I do not think there's a big difference.
China fears domestic social and political disruption and if you are working on technologies that may be disruptive, you know you don't have a future in the country.
China is in denial that the gogo years are over. China had an excellent chance to pivot to high tech and a healthy ecology of start-ups and Xi murdered that. No entrepreneur is going to trust the old man ever again.
Xi - as METI before him - is influenced by his traditionalist view of what industry looks like. For some industries that is a good thing, for the county as a whole it is beginning to be bad.
A man obsessed with control of course wants to control supply chain bottlenecks. But there is only so much policy makers abroad can willfully ignore, we're reaching the point where even the most unwilling feel coerced to act.

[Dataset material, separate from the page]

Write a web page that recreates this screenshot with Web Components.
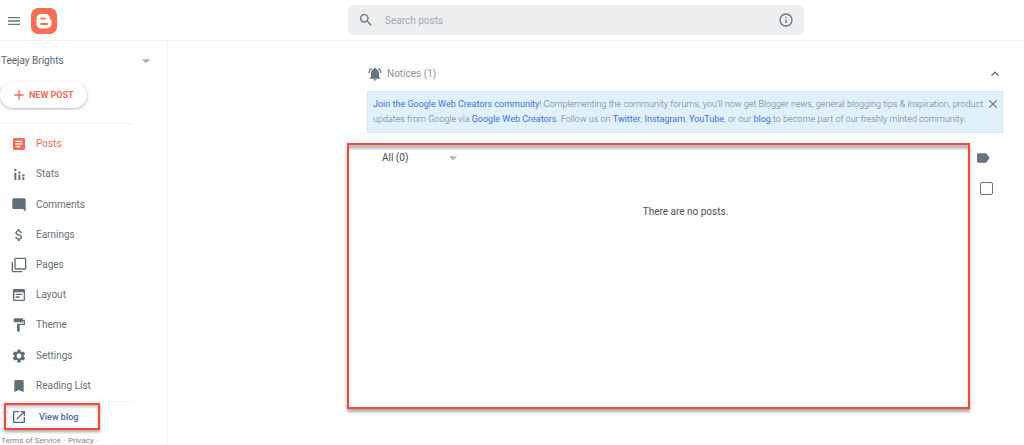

YouTube has loads of footage of abandoned Chinese malls, amusement parks, and resorts. Shame that the CCP has mismanaged the economy so bad. Chineses people should be enjoying their status as a developed country instead of slaveing away for fewer and fewer gains.
https://m.youtube.com/watch?v=TF_3En84hbc&t=2133s&pp=ygULdXJiZXggY2hpbmE%3D
You could put hours of youtube clips together showing abandoned malls, amusement parks and resorts in the US too (and a much longer one showing abandoned factories.)
You could also put hours of youtube clips together showing thriving facitilies in both countries.
A very important topic which adds to the list of significant challenges facing China ... zombification, demographic decline, lack of control of critical supply chain (grains, energy), hostile neighborhood...
If you're like me (and I know I am), you own stock in some "good" Chinese companies (BYD, etc.). How can we ever know just how much money they are really making or if we're gonna get fleeced?
You don't. China's official policy of financial non-transparency means only well-connected elites will have any real idea of specific equity value.
If the CCP--and Chaiman Xi--had a lick of sense, they'd invite Buffy over, and teach her Mandarin.
What's up with loans to households collapsing so low? Families no longer buying housing?